Milhares esperam por sua vinda; ele virá.
Ford permanecia indeciso,
mas seu encontro com Villares levou-o a enviar ao Brasil Carl D. La Rue,
botânico do campus de Ann Arbor da Universidade de Michigan, para “encontrar em algum lugar uma boa área para
plantar seringueiras”. La Rue estivera uma vez na Amazônia, em 1923,
chefiando a Expedição patrocinada pelo Departamento de Comércio de Herbert Hoover
para a busca de locais para a produção de borracha em longa escala, a mesma da
qual participou o adido comercial William Schurz. Naquela viagem, o botânico
cobriu um raio de mais de 40.000km e suas descobertas, juntamente com aquelas
de outras expedições, identificaram vários locais adequados espalhados às
margens do Tapajós, um grande afluente do Amazonas que cruzava as terras de
origem das seringueiras silvestres.
Em grande parte tratava-se
de terras públicas, que Ford poderia ter obtido diretamente por concessão
governamental, com pouco ou nenhum custo. Mas desta vez La Rue não visitou
nenhum dos locais anteriormente explorados; limitou-se a percorrer uma linha
reta de 80 km ao longo da margem Leste do Tapajós, parte das terras para as
quais Villares, Schurz e Greite tinham uma opção. Mais tarde, quando foram
divulgados os detalhes do acordo – pelo qual Ford essencialmente comprou terras
que provavelmente teria conseguido de graça, – começaram a circular boatos de
que o professor de Michigan fazia parte da conspiração. La Rue negou as
alegações, mas Ford não voltou a confiar nele.
“Não pense que
iríamos nos beneficiar usando-o”, foi o comentário escrito por Ford na
margem da subsequente oferta de La Rue para ajudar a colocar em operação a plantação
de seringueiras. [...]
Em
junho de 1927, delegou procurações a dois de seus funcionários, O. Z. Ide e W.

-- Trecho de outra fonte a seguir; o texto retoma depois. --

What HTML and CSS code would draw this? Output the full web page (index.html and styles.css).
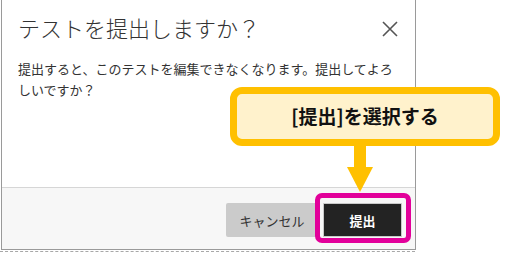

L. Reeves Blakeley, e os enviou ao Brasil. Eles foram encarregados de negociar
uma concessão de terras com o Governador do Estado do Pará, a jurisdição em que
estava localizada a propriedade recomendada por La Rue, e a incorporação de uma
empresa subsidiária pelas leis brasileiras para supervisionar a plantação. Ide
e Blakeley, ambos com 37 anos de idade, e suas esposas viajaram até Nova York no
final de junho. [...] Em Manhattam, os emissários de Dearborn foram conduzidos
em um Lincoln pelo Sr. Leahr, da filial, que os ajudou a obter seus vistos e a
se prepararem para a partida no SS Cuthbert, da British Booth Line. [...]
Em
07 de julho, o Cuthbert entrou na Baía de Marajó, uma das muitas embocaduras do
Rio Amazonas, tão enorme que só viu terra no dia seguinte. [...]
Mais
adiante da água, havia uma fileira da casas exportadoras, lojas e residências
de comerciantes, atrás da qual, na rua Gaspar Viana, a Ford Motor Company
abriria um escritório para coordenar a chegada de cargas de Dearborn e a
contratação de trabalhadores. Na praia esperavam, para saudar a delegação da
Ford, John Minter, o Cônsul americano, e Gordon Pickerell, um revendedor local
que havia acabado de se aposentar depois de 13 anos como Cônsul dos EUA. Também
estava presente Jorge Villares, a quem Blakeley cumprimentou cordialmente, fato
que Ide achou estranho, uma vez que não se lembrava do parceiro ter mencionado
qualquer contato que não fosse com Pickerell e Minter em sua viagem anterior.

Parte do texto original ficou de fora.